Until you hear their latest outing, that is. Released this month, the band’s sixth studio album Panic Stations (2015) has succeeded in recapturing the joy and energy of their first two records, whilst retaining the clean sounding, polished production of My Dinosaur Life (2010), which was the band’s first and indeed last album on a major label, and was once again produced their partner in pop-punk, Mark Hoppus. Its triumph is largely down to the way to the way it was written and recorded.
“We got started writing the album on tour back in 2013”, singer Justin Pierre explains. “We wrote a lot of ideas and got very excited about them. And we were looking back on the last record we had made, and we decided that we wanted to enthuse a bit more excitement into this one. That’s kind of a weird word to use, ‘excitement’, but I think that the songs on the last record were perhaps a bit sombre, and we just wanted to reintroduce an element of fun – not just into the sound but also into the process.”
“The last record we wrote in the studio as we were going along”, adds Pierre. “And we found that the translation of a lot of those songs into a live event was tough. So with this album we set out to write songs that we had already played a lot. We rehearsed and rehearsed and got to know each song inside out well before we went in the studio to record. And we recorded the songs all in the same room facing other, for the most part totally live. We’d never made a record like that before.”
It was producer John Agnello who suggested the band record live. His previous production credits include the self-titled Jawbox album and a couple of Dinosaur Jr. records (Farm and Beyond); Pierre had grown up listening to his work. For the vocalist and guitarist, it was an inspirational experience working with him and something of a dream come true. “He’s a work horse, but he’s also a play horse”, says Pierre. “I love the guy. He’s a super rad dude, and he was a lot of fun to work with.”

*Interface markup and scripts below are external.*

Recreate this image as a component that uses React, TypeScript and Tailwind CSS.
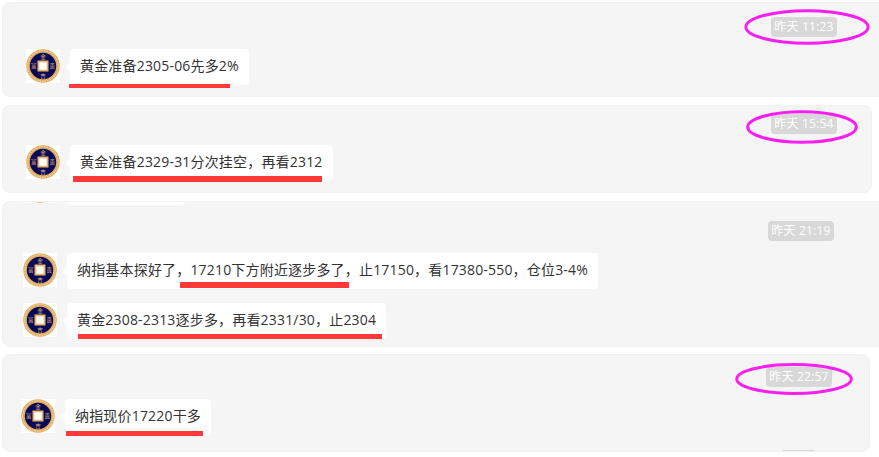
function CoinAvatar({ blank }: { blank?: boolean }) {
  return (
    <div className="h-[34px] w-[34px] shrink-0 bg-white">
      <svg viewBox="0 0 34 34" className="h-full w-full">
        <circle cx="17" cy="17" r="16.8" fill="#dfae62" />
        <circle cx="17" cy="17" r="15.3" fill="none" stroke="#f0d29c" strokeWidth="1.2" strokeDasharray="1.6 1" />
        <circle cx="17" cy="17" r="13.2" fill="#0a0958" />
        <rect x="11.5" y="11.5" width="11" height="11" fill="#e3b66e" />
        <rect x="13.3" y="13.3" width="7.4" height="7.4" fill="#ffffff" />
        {!blank && (
          <g fill="#e0bd7c" fontSize="5.5" textAnchor="middle" fontFamily="'Noto Sans CJK SC', sans-serif">
            <text x="17" y="9.5">金</text>
            <text x="17" y="29">吉</text>
            <text x="7.8" y="19">富</text>
            <text x="26.2" y="19">贵</text>
          </g>
        )}
      </svg>
    </div>
  )
}

function Oval({ className }: { className: string }) {
  return (
    <svg viewBox="0 0 100 100" preserveAspectRatio="none" className={"absolute " + className}>
      <ellipse
        cx="50"
        cy="50"
        rx="48.5"
        ry="45"
        fill="none"
        stroke="#f81ff0"
        strokeWidth="3"
        vectorEffect="non-scaling-stroke"
      />
    </svg>
  )
}

function TimeChip({ time, oval }: { time: string; oval?: string }) {
  return (
    <div className="flex justify-end">
      <div className="relative flex h-5 w-[66px] items-center justify-center whitespace-nowrap rounded-sm bg-[#d8d8d8] text-xs tracking-[0.2px] text-white">
        {time}
        {oval && <Oval className={oval} />}
      </div>
    </div>
  )
}

function Message({ text, line, className }: { text: string; line: string; className: string }) {
  return (
    <div className={"flex items-start gap-2.5 " + className}>
      <CoinAvatar />
      <div className="relative flex h-9 items-center whitespace-nowrap rounded bg-white px-2.5 pb-0.5 text-sm tracking-[0.18px] text-[#333]">
        <div className="absolute -left-[3px] top-[14px] h-2 w-2 rotate-45 bg-white" />
        <span className="relative">{text}</span>
        <div className={"absolute bg-[#ff3838] " + line} />
      </div>
    </div>
  )
}

export default function App() {
  return (
    <div className="h-[457px] w-[879px] overflow-hidden bg-white font-['Open_Sans','Noto_Sans_CJK_SC',sans-serif]">
      <div className="-mr-[8px] ml-[2px] mt-[2px] overflow-hidden rounded-lg border border-[#f1f1f1] bg-[#f5f5f5] pb-[11px] pl-[23px] pr-[49px] pt-[14px]">
        <TimeChip time="昨天 11:23" oval="-left-[27px] -top-[8px] h-[36px] w-[126px]" />
        <Message
          className="mt-3"
          text="黄金准备2305-06先多2%"
          line="-left-px top-[35px] h-1 w-[161px]"
        />
      </div>

      <div className="ml-[2px] mr-[7px] mt-2 overflow-hidden rounded-lg border border-[#f1f1f1] bg-[#f5f5f5] pb-[11px] pl-[23px] pr-[34px] pt-2">
        <TimeChip time="昨天 15:54" oval="-left-[25px] -top-[4px] h-[34px] w-[112px]" />
        <Message
          className="mt-[11px]"
          text="黄金准备2329-31分次挂空，再看2312"
          line="left-[3px] top-[31px] h-[6px] w-[249px]"
        />
      </div>

      <div className="-mr-[8px] ml-[2px] mt-2 overflow-hidden rounded-lg border border-[#f1f1f1] bg-[#f5f5f5] pb-[7px] pl-5 pr-[52px]">
        {/* tail of the previous message, scrolled under the panel edge */}
        <div className="-mt-[33px] flex items-start gap-2.5">
          <CoinAvatar blank />
          <div className="h-9 w-[118px] rounded bg-white" />
        </div>
        <div className="mt-4">
          <TimeChip time="昨天 21:19" />
        </div>
        <Message
          className="mt-3"
          text="纳指基本探好了，17210下方附近逐步多了，止17150，看17380-550，仓位3-4%"
          line="left-[113px] top-[29px] h-[6px] w-[169px]"
        />
        <Message
          className="mt-[14px]"
          text="黄金2308-2313逐步多，再看2331/30，止2304"
          line="left-[11px] top-[31px] h-[5px] w-[304px]"
        />
      </div>

      <div className="ml-[2px] mr-[9px] mt-[7px] h-[98px] overflow-hidden rounded-lg border border-[#f1f1f1] bg-[#f5f5f5] pl-[18px] pr-[37px] pt-3">
        <TimeChip time="昨天 22:57" oval="-left-[31px] -top-[4px] h-[32px] w-[118px]" />
        <Message
          className="mt-3"
          text="纳指现价17220干多"
          line="left-px top-[32px] h-[5px] w-[137px]"
        />
        <div className="mr-[17px] mt-[15px] flex justify-end">
          <div className="h-5 w-8 bg-[#d8d8d8]" />
        </div>
      </div>
    </div>
  )
}
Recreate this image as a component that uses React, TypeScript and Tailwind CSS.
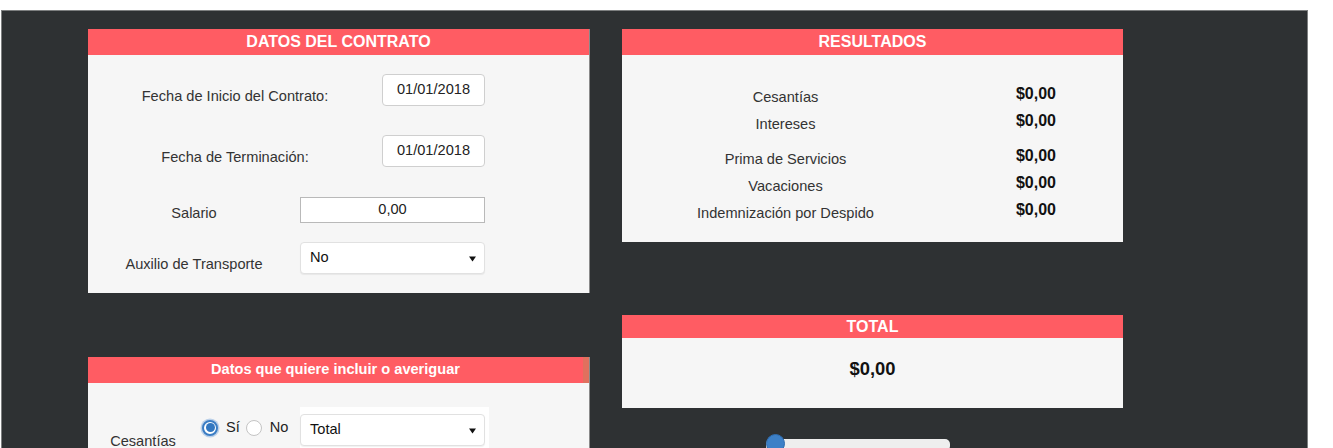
import React from 'react';

const font = { fontFamily: '"Liberation Sans", Arial, sans-serif' };

function Arrow() {
  return (
    <svg width="7" height="7" viewBox="0 0 7 7" className="shrink-0">
      <path d="M0 1.5 H7 L3.5 6.5 Z" fill="#111" />
    </svg>
  );
}

function CardHeader({ title, small = false, h = 'h-[26px]' }: { title: string; small?: boolean; h?: string }) {
  return (
    <div
      className={`${h} bg-[#ff5c63] flex items-center justify-center text-white font-bold ${
        small ? 'text-[14.6px]' : 'text-[16px]'
      }`}
    >
      {title}
    </div>
  );
}

function DateBox({ value }: { value: string }) {
  return (
    <div className="w-[103px] h-[32px] bg-white border border-[#cfcfcf] rounded-[4px] flex items-center justify-center text-[14.6px] text-[#222]">
      {value}
    </div>
  );
}

function SelectBox({ value }: { value: string }) {
  return (
    <div className="w-[185px] h-[32px] bg-white border border-[#e1e1e1] rounded-[4px] shadow-[0_1px_1px_rgba(0,0,0,0.06)] flex items-center justify-between pl-[9px] pr-[8px] text-[14.6px] text-[#111]">
      <span>{value}</span>
      <Arrow />
    </div>
  );
}

const results = [
  { label: 'Cesantías', gap: false },
  { label: 'Intereses', gap: false },
  { label: 'Prima de Servicios', gap: true },
  { label: 'Vacaciones', gap: false },
  { label: 'Indemnización por Despido', gap: false },
];

export default function App() {
  return (
    <div className="h-[448px] w-[1333px] bg-white overflow-hidden" style={font}>
      <div className="mt-[10px] ml-[1px] w-[1307px] h-[438px] bg-[#2e3133] border-t border-l border-r border-[#7d7f80] pl-[86px] pt-[18px] flex gap-[32px]">
        {/* left column */}
        <div className="w-[502px] flex flex-col">
          <div className="bg-[#f6f6f6] border-r border-[#8a8a8a]">
            <CardHeader title="DATOS DEL CONTRATO" />
            <div className="pt-[19px] pb-[19px] text-[14.6px] text-[#333]">
              <div className="flex items-start">
                <div className="w-[294px] text-center pt-[14px] leading-[17px]">Fecha de Inicio del Contrato:</div>
                <DateBox value="01/01/2018" />
              </div>
              <div className="flex items-start mt-[29px]">
                <div className="w-[294px] text-center pt-[14px] leading-[17px]">Fecha de Terminación:</div>
                <DateBox value="01/01/2018" />
              </div>
              <div className="flex items-start mt-[30px]">
                <div className="w-[212px] text-center pt-[8px] leading-[17px]">Salario</div>
                <div className="w-[185px] h-[26px] bg-white border border-[#b9b9b9] flex items-center justify-center text-[#222]">
                  0,00
                </div>
              </div>
              <div className="flex items-start mt-[19px]">
                <div className="w-[212px] text-center pt-[14px] leading-[17px]">Auxilio de Transporte</div>
                <SelectBox value="No" />
              </div>
            </div>
          </div>

          <div className="mt-[64px] bg-[#f6f6f6] border-r border-[#8a8a8a]">
            <div className="flex">
              <div className="flex-1">
                <CardHeader title="Datos que quiere incluir o averiguar" small />
              </div>
              <div className="w-[6px] bg-[#e0705e]" />
            </div>
            <div className="pt-[24px] flex items-start text-[14.6px] text-[#333]">
              <div className="w-[110px] text-center pt-[26px] leading-[17px]">Cesantías</div>
              <div className="w-[102px] flex items-center pt-[12px] pl-[4px] leading-[17px]">
                <span className="w-[16px] h-[16px] rounded-full border-2 border-[#3b7dc4] bg-white flex items-center justify-center shadow-[0_0_0_1.5px_rgba(80,140,210,0.35)]">
                  <span className="w-[9px] h-[9px] rounded-full bg-[#3277c0]" />
                </span>
                <span className="ml-[8px] text-[#222]">Sí</span>
                <span className="ml-[6px] w-[16px] h-[16px] rounded-full border border-[#c4c4c4] bg-white" />
                <span className="ml-[8px] text-[#222]">No</span>
              </div>
              <div className="w-[189px] bg-white pt-[7px] h-[60px]">
                <SelectBox value="Total" />
              </div>
            </div>
          </div>
        </div>

        {/* right column */}
        <div className="w-[501px] flex flex-col">
          <div className="bg-[#f6f6f6]">
            <CardHeader title="RESULTADOS" />
            <div className="pt-[30px] pb-[14px]">
              {results.map((r) => (
                <div key={r.label} className={`grid grid-cols-[327px_1fr] h-[27px] ${r.gap ? 'mt-[8px]' : ''}`}>
                  <div className="text-center text-[14.6px] text-[#333] leading-[17px] pt-[3.5px]">{r.label}</div>
                  <div className="text-center font-bold text-[16px] text-[#111] leading-[18px]">$0,00</div>
                </div>
              ))}
            </div>
          </div>

          <div className="mt-[73px] bg-[#f6f6f6]">
            <CardHeader title="TOTAL" h="h-[23px]" />
            <div className="h-[70px] pt-[20px] text-center font-bold text-[18.4px] leading-[21px] text-[#111]">$0,00</div>
          </div>

          <div className="mt-[26px] ml-[144px] w-[184px] relative h-[20px]">
            <div className="absolute left-0 right-0 top-[5px] h-[12px] rounded-[5px] bg-[#eeeeee]" />
            <div className="absolute left-0 top-0 w-[19px] h-[19px] rounded-full bg-[#3d80c7] border border-[#2f6db0]" />
          </div>
        </div>
      </div>
    </div>
  );
}
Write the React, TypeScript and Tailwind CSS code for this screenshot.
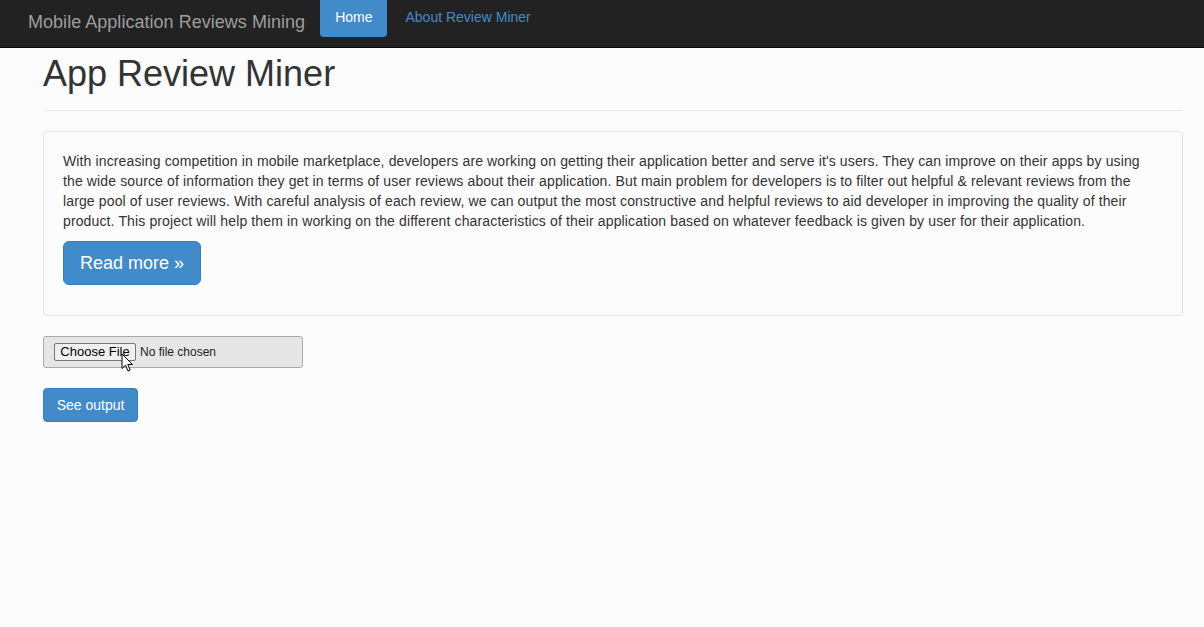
import React from 'react';

const App: React.FC = () => {
    // Intro text lines are broken exactly where the reference wraps them
    const intro = [
        "With increasing competition in mobile marketplace, developers are working on getting their application better and serve it's users. They can improve on their apps by using",
        "the wide source of information they get in terms of user reviews about their application. But main problem for developers is to filter out helpful & relevant reviews from the",
        "large pool of user reviews. With careful analysis of each review, we can output the most constructive and helpful reviews to aid developer in improving the quality of their",
        "product. This project will help them in working on the different characteristics of their application based on whatever feedback is given by user for their application.",
    ];

    return (
        <div className="min-h-[627px] bg-[#fcfcfc] text-[#333] font-['Liberation_Sans',Arial,sans-serif]">
            {/* NAVBAR */}
            <nav className="h-[48px] bg-[#222] border-b border-[#080808] flex items-start">
                <a className="pl-[28px] pt-[12px] text-[18px] leading-[20px] text-[#9d9d9d] mr-[15px] tracking-[0.03px]">
                    Mobile Application Reviews Mining
                </a>
                <a className="px-[15px] pt-[7px] pb-[10px] text-[14px] leading-[20px] text-white bg-[#428bca] rounded-b-[4px]">
                    Home
                </a>
                <a className="ml-[3px] px-[15px] pt-[7px] text-[14px] leading-[20px] text-[#428bca]">
                    About Review Miner
                </a>
            </nav>

            <div className="ml-[43px] w-[1140px]">
                <h1 className="mt-[6px] pb-[16px] border-b border-[#eee] text-[36px] leading-[39.6px] font-normal">
                    App Review Miner
                </h1>

                <div className="mt-[20px] border border-[#e3e3e3] rounded-[4px] px-[19px] pt-[19px] pb-[30px]">
                    <p className="text-[14px] leading-[20px] text-[#333] tracking-[0.13px]">
                        {intro.map((line, i) => (
                            <span key={i} className="block whitespace-nowrap">{line}</span>
                        ))}
                    </p>
                    <button className="mt-[10px] h-[44px] px-[16px] bg-[#428bca] border border-[#357ebd] rounded-[6px] text-white text-[18px] leading-[24px]">
                        Read more &raquo;
                    </button>
                </div>

                {/* FILE INPUT (drawn, not native) */}
                <div className="relative mt-[20px] w-[260px] h-[32px] bg-[#e6e6e6] border border-[#aaa] rounded-[3px] flex items-start pl-[10px] pt-[6px]">
                    <span className="h-[18px] w-[82px] flex items-center justify-center bg-[#efefef] border border-[#767676] rounded-[2px] text-[13px] text-black leading-none">
                        Choose File
                    </span>
                    <span className="ml-[4px] mt-[1px] text-[12px] leading-[16px] text-[#222]">No file chosen</span>
                    <svg className="absolute left-[77px] top-[16px]" width="13" height="20" viewBox="0 0 13 20">
                        <path d="M1 1 L1 15.5 L4.5 12.2 L7 18 L9.2 17 L6.8 11.5 L11.5 11.5 Z" fill="white" stroke="black" strokeWidth="1" strokeLinejoin="miter" />
                    </svg>
                </div>

                <button className="mt-[20px] h-[34px] w-[95px] bg-[#428bca] border border-[#357ebd] rounded-[4px] text-white text-[14px] leading-[20px]">
                    See output
                </button>
            </div>
        </div>
    );
};

export default App;
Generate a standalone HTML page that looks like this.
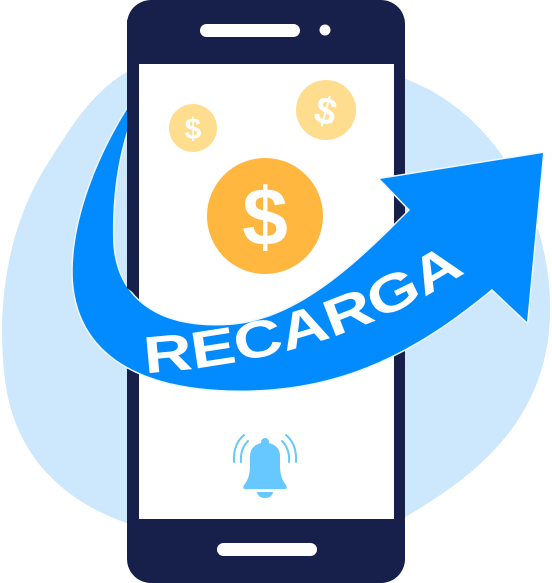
<!DOCTYPE html>
<html><head><style>html,body{margin:0;padding:0;background:#fff;width:552px;height:583px;overflow:hidden}</style></head>
<body>
<svg width="552" height="583" viewBox="0 0 552 583" xmlns="http://www.w3.org/2000/svg">
<path d="M130,70 C220,30 330,40 430,90 C520,140 560,250 548,340 C535,430 470,480 400,520 C330,555 230,545 150,530 C70,510 15,460 5,380 C-5,300 10,220 50,160 C75,120 95,90 130,70 Z" fill="#cde7fc"/>
<rect x="127" y="0" width="278" height="583" rx="24" fill="#16204a"/>
<rect x="139" y="64" width="255" height="455" fill="#fff"/>
<rect x="200" y="24" width="100" height="13" rx="6.5" fill="#fff"/>
<circle cx="325" cy="30" r="5.5" fill="#fff"/>
<rect x="217" y="543" width="100" height="13" rx="6.5" fill="#fff"/>
<circle cx="193" cy="128" r="24" fill="#fedd8e"/>
<text x="193" y="139" font-family="Liberation Sans, sans-serif" font-weight="bold" font-size="30" fill="#fff" text-anchor="middle">$</text>
<circle cx="326" cy="110" r="30" fill="#fedd8e"/>
<text x="326" y="124" font-family="Liberation Sans, sans-serif" font-weight="bold" font-size="38" fill="#fff" text-anchor="middle" transform="rotate(15 326 110)">$</text>
<circle cx="265" cy="216" r="58" fill="#ffb73f"/>
<text x="265" y="245" font-family="Liberation Sans, sans-serif" font-weight="bold" font-size="82" fill="#fff" text-anchor="middle">$</text>
<path d="M133,100 C100,150 70,220 73,280 C78,360 150,395 260,390 C360,385 430,340 492,289 L527,322 L543,153 L380,179 L410,210 C360,260 300,320 230,325 C160,330 115,300 113,240 C112,180 122,140 138,100 Z" fill="#028bff" stroke="#eef7ff" stroke-width="3" stroke-linejoin="round"/>
<path d="M133,100 C100,150 70,220 73,280 C78,360 150,395 260,390 C360,385 430,340 492,289 L527,322 L543,153 L380,179 L410,210 C360,260 300,320 230,325 C160,330 115,300 113,240 C112,180 122,140 138,100 Z" fill="#028bff"/>
<path d="M127,20 L139,20 L139,297 L127,288 Z" fill="#16204a"/>
<defs><path id="tp" d="M145,373 Q330,362 472,268"/></defs>
<text font-family="Liberation Sans, sans-serif" font-weight="bold" font-size="52" fill="#fff"><textPath href="#tp" textLength="340" lengthAdjust="spacingAndGlyphs">RECARGA</textPath></text>
<g fill="#66c8ff">
<path d="M244,485 Q250,478 250,466 L250,456 Q250,446 261,443 Q261,438 265,438 Q269,438 269,443 Q280,446 280,456 L280,466 Q280,478 286,485 Q288,489 285,489 L245,489 Q242,489 244,485 Z"/>
<path d="M257,492 L273,492 Q272,498 265,498 Q258,498 257,492 Z"/>
</g>
<g fill="none" stroke="#66c8ff" stroke-width="2" stroke-linecap="round">
<path d="M241,462 Q240,449 248,441"/><path d="M234,462 Q233,444 244,435"/>
<path d="M289,462 Q290,449 282,441"/><path d="M296,462 Q297,444 286,435"/>
</g>
</svg>
</body></html>
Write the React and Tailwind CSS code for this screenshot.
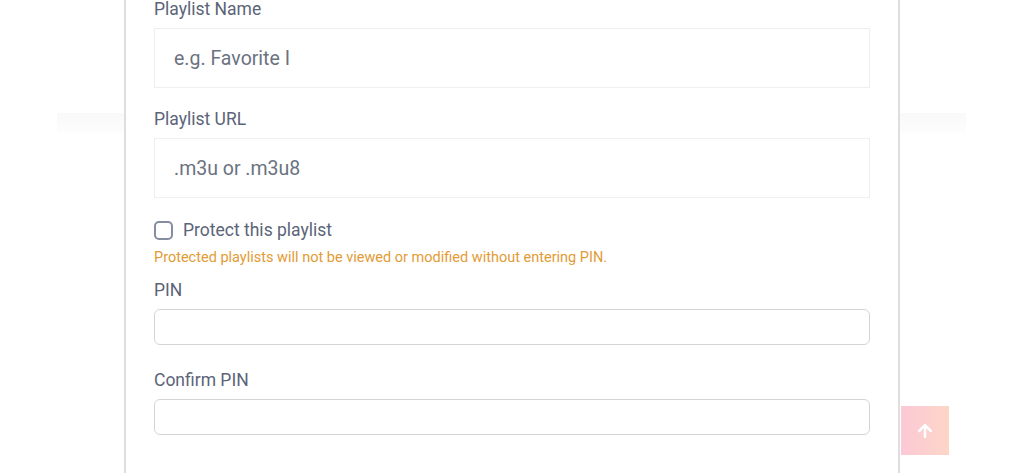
import { ArrowUp } from "lucide-react";

function Label({ children, className = "" }) {
  return <label className={`block text-[17.5px] leading-[18px] text-[#5b6478] ${className}`}>{children}</label>;
}

export default function App() {
  return (
    <div className="relative w-[1024px] h-[473px] overflow-hidden bg-white font-['Roboto',sans-serif]">
      {/* faint card edge behind the modal */}
      <div className="absolute left-[57px] top-[113px] w-[909px] h-[20px] bg-gradient-to-b from-[#f9f9f9] to-[#fdfdfd]" />

      <div className="relative z-10 mx-auto w-[776px] h-[473px] bg-white border-x-2 border-[#dedede] px-[28px]">
        <Label className="mb-[10px]">Playlist Name</Label>
        <input
          type="text"
          placeholder="e.g. Favorite I"
          className="block w-full h-[60px] border border-[#efefef] px-[19px] text-[19.5px] text-[#4b5563] placeholder:text-[#6b7280] outline-none"
        />

        <Label className="mt-[22px] mb-[10px]">Playlist URL</Label>
        <input
          type="text"
          placeholder=".m3u or .m3u8"
          className="block w-full h-[60px] border border-[#efefef] px-[19px] text-[19.5px] text-[#4b5563] placeholder:text-[#6b7280] outline-none"
        />

        <div className="mt-[22px] flex items-center gap-[10px]">
          <span className="block w-[19px] h-[19px] rounded-[5px] border-2 border-[#858da0]" />
          <span className="text-[17.5px] leading-[20px] text-[#5b6478]">Protect this playlist</span>
        </div>
        <p className="mt-[10px] text-[14.5px] leading-[16px] text-[#e39b35]">
          Protected playlists will not be viewed or modified without entering PIN.
        </p>

        <Label className="mt-[15px] mb-[10px]">PIN</Label>
        <input
          type="password"
          className="block w-full h-[36px] rounded-[6px] border border-[#d4d4d4] px-3 outline-none"
        />

        <Label className="mt-[26px] mb-[10px]">Confirm PIN</Label>
        <input
          type="password"
          className="block w-full h-[36px] rounded-[6px] border border-[#d4d4d4] px-3 outline-none"
        />
      </div>

      <button className="absolute left-[901px] top-[406px] w-[48px] h-[49px] flex items-center justify-center bg-gradient-to-r from-[#fcc8d6] to-[#fdd6c7] text-white">
        <ArrowUp size={20} strokeWidth={3} />
      </button>
    </div>
  );
}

Recording took place at Seedy Underbelly North (previously called the Pachyderm Studios) where Nirvana made In Utero, and the setting and its history undoubtedly influenced the recording process, too. The final collection is 11 upbeat power-pop influenced rock tracks, played by a band that sound reinvigorated by the addition of a new member (drummer Claudio Rivera), and a renewed enjoyment for their craft.
“What we’ve done from the beginning is very catchy, fun, exciting music married with very depressing lyrics, but sung in a very excited away”, frontman Pierre says by way of explaining his band’s unique sound. “We sort of got away from that on the last record, which for the most part was very serious and sad. So for this one we wanted to get back to that mix of fun, rocking tunes with depressing lyrics, sung with a smile.”
This contradictory “happy-sad” mix of music and emotions is perfectly exemplified in the song I Can Feel You, which sees Pierre revel in the misery as he joyfully pronounces, “I’m starting to see / The problem with me / Is everything.” It makes for an entertaining dilemma.
“It’s like, if you’re not paying attention to the lyrics then you’re having a great time”, says Pierre. “But if you are paying attention to the lyrics, then you might not be having a great time.”
Which begs the question as to what this album as a whole is all about. There’s no shortage of references to water and the ocean, and the title Panic Stations, one would assume, is referring to the nautical structures that act as warning posts at sea. What gives?
“Other than maybe with your first record, most of the time there’s a brief, intense window of time in which you’re writing songs for a new album, and so often it’s whatever thoughts and ideas you’ve collected in that moment. That’s the way it is for me, anyway. There’s usually some sort of accidental theme with each record, and with this one there’s a lot of water-based stuff going on. I don’t know where that came from initially, but it kept popping up in my words, and I just sort of ran towards the water in that sense. But I think a lot of those words can be used in different ways, which is what I like about this album.”
So he stumbled upon this loose thread of water-based imagery and swam with it. But what does it all mean, looking back through the songs now. Should we be worried about the singer and his state of mind?
“In my own journey through life, I’ve been trying to find some sort of answer or the one thing that’s going to fix everything”, he replies. “And we as human beings want that immediately. But what I’ve found, at least in my own life, is that you never get to it – whatever it is. So it’s just about being content with where you are, as long as you know that you’re heading in the right direction. So what I think about when I think about these songs, is that there’s still all of these thoughts going on in my head, but that I’m a lot better off than I used to be. And I’m heading in the right direction in life, even though I still have moments of complete and utter misery. I don’t want people to worry, but it’s sort of a relief to realise that there is no immediate cure or simple solution. It’s just about enjoying the ride and being kind to others, and hopefully keeping the demons at bay.”
That explains the accepting hopelessness that characterises tracks like It’s A Pleasure To Meet You, in which Pierre tells the subject of the song, “You are not alone / We’ve all had our battles with darkness and shadows / I’m here to let you know / It’s a pleasure to meet you.” But what of Motion City Soundtrack? Does the future look bright for the band?
“I think there was a moment of panic somewhere around 2012 or 2013”, admits the singer. “But then we pretty much immediately got excited about making music again. Not that we weren’t before. But we lost a drummer, and then we gained a drummer, and it was just a weird transitory time. It was momentarily unsettling, and then instantaneously the opposite of that once we were back on course. We started on this record a little over a year ago now, and it’s going to be very exciting to get out in front of people and start playing some of these songs.”
Panic Stations, it seems, is just a punchy title for a punchy pop-punk record. The boys are back. Call off the alarm.